The in-place intmap-add!
and intmap-replace!
procedures
return transient intmaps. If one of these in-place procedures is called
on a normal persistent intmap, a new transient intmap is created. This
is an O(1) operation. In all other respects the interface is like their
persistent counterparts, intmap-add
and intmap-replace
.
If an in-place procedure is called on a transient intmap, the intmap is
mutated in-place and the same value is returned.

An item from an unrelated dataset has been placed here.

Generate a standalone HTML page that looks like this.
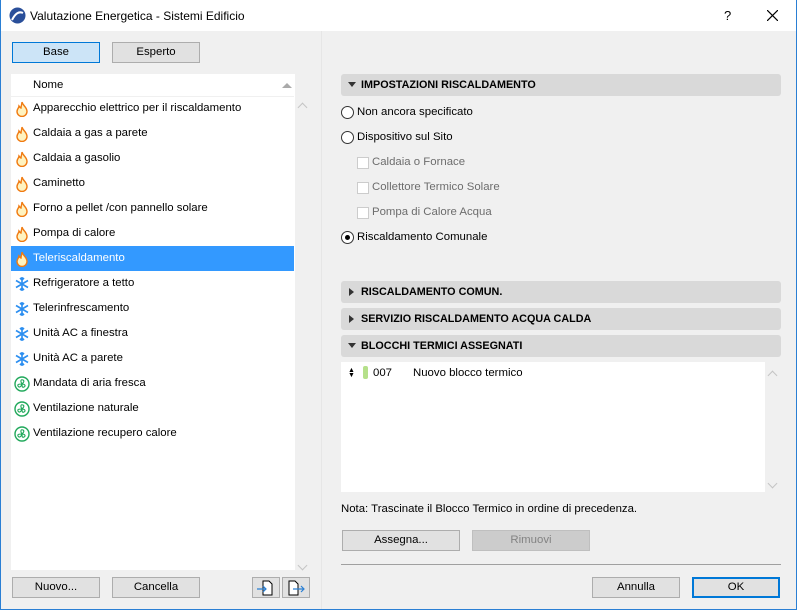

If a persistent operation like intmap-add
is called on a
transient intmap, the transient’s mutable substructure is then marked as
persistent, and intmap-add
then runs on a new persistent intmap
sharing structure but not state with the original transient. Mutating a
transient will cause enough copying to ensure that it can make its
change, but if part of its substructure is already “owned” by it, no
more copying is needed.
We can use transients to make intmap-increment
more efficient.
The two changed elements have been marked like this.
(define (intmap-increment map) (let lp ((k 0) (map map)) (let ((k (intmap-next map k))) (if k (let ((v (intmap-ref map k))) (lp (1+ k) (intmap-replace! map k (1+ v)))) (persistent-intmap map)))))
Be sure to tag the result as persistent using the
persistent-intmap
procedure to prevent the mutability from
leaking to other parts of the program. For added paranoia, you could
call persistent-intmap
on the incoming map, to ensure that if it
were already transient, that the mutations in the body of
intmap-increment
wouldn’t affect the incoming value.
In summary, programs in CPS are intmaps whose values are continuations.
See the source code of (language cps utils)
for a number of
useful facilities for working with CPS values.